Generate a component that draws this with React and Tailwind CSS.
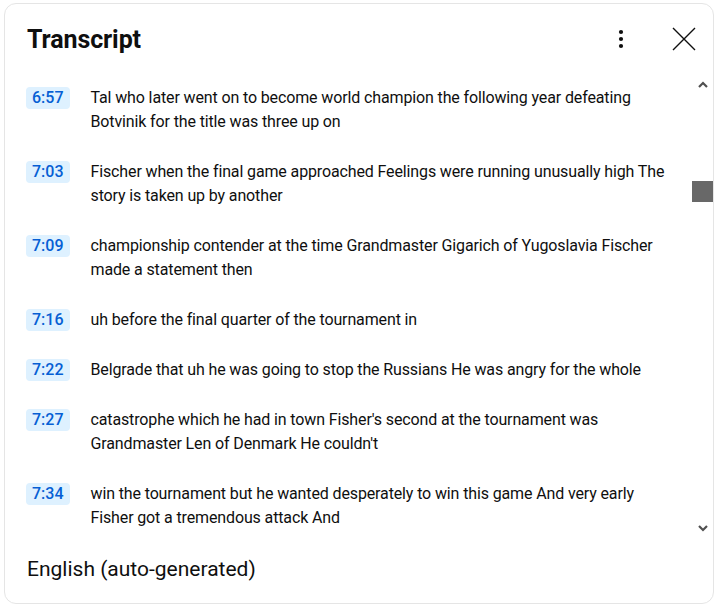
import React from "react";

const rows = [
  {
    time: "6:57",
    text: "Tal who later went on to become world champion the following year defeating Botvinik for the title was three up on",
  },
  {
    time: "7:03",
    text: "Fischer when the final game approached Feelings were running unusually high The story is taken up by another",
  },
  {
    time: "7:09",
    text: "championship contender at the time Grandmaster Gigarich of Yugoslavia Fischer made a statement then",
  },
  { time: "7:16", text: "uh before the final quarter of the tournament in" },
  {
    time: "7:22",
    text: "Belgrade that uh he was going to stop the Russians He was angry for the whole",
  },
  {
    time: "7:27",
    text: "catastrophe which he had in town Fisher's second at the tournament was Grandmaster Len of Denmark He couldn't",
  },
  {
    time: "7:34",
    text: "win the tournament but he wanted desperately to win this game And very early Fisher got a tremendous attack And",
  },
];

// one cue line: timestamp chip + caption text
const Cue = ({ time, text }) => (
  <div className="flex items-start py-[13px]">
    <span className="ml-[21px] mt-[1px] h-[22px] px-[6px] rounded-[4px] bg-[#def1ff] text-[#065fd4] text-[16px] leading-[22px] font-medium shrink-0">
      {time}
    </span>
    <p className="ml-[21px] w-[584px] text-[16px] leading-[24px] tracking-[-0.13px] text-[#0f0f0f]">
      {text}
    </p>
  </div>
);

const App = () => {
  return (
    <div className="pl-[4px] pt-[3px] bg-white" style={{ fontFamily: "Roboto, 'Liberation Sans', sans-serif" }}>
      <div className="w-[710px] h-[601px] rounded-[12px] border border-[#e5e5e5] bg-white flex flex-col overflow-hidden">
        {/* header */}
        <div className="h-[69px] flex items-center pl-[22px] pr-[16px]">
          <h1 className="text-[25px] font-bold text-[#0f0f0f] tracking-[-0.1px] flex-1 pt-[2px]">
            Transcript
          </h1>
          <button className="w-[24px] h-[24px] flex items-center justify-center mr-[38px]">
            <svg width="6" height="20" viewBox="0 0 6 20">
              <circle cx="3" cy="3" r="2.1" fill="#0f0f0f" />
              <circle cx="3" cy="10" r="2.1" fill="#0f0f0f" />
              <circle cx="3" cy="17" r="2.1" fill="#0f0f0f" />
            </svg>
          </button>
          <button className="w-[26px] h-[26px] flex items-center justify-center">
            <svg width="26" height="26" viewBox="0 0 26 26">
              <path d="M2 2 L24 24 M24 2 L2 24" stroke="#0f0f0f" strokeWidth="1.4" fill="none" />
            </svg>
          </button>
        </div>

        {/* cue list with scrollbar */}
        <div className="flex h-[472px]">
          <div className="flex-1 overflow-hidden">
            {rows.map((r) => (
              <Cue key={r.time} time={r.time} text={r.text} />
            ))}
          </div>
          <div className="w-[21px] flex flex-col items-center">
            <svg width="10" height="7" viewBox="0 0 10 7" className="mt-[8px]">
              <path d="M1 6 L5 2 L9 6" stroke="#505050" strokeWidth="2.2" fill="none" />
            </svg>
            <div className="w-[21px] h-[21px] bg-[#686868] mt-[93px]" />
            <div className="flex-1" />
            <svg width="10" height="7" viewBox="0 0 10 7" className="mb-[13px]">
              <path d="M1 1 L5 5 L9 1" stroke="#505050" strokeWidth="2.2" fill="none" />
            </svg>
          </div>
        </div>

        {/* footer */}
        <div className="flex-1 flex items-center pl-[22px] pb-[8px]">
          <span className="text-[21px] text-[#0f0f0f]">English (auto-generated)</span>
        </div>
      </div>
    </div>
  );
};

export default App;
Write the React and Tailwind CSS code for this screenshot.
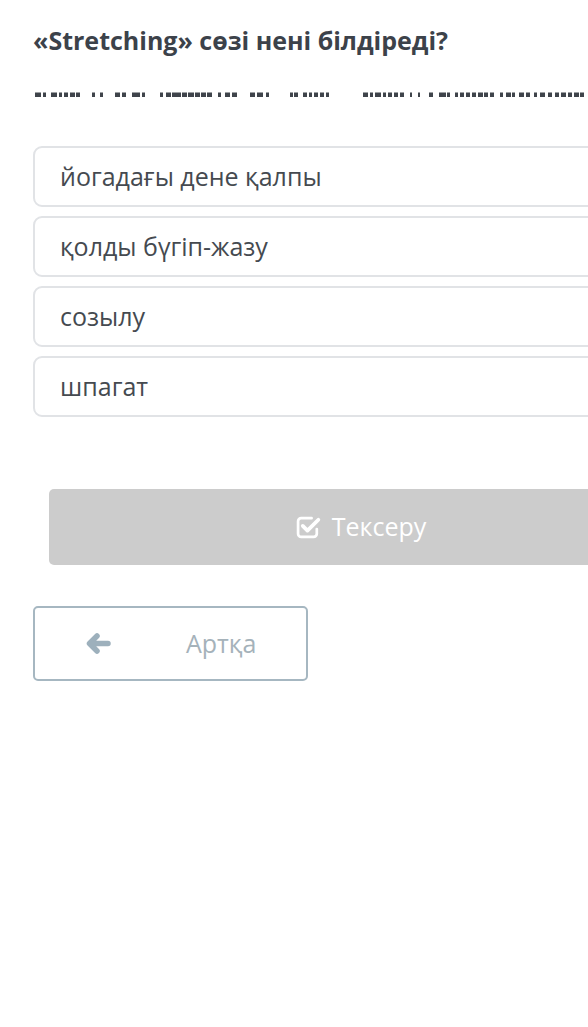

● TASK DIRECTIONS: Which lines contain "this"? Show each of them.

● WORKED SOLUTION:
Generate a component that draws this with React and Tailwind CSS.
    text: "win the tournament but he wanted desperately to win this game And very early Fisher got a tremendous attack And",
Write the React and Tailwind CSS code for this screenshot.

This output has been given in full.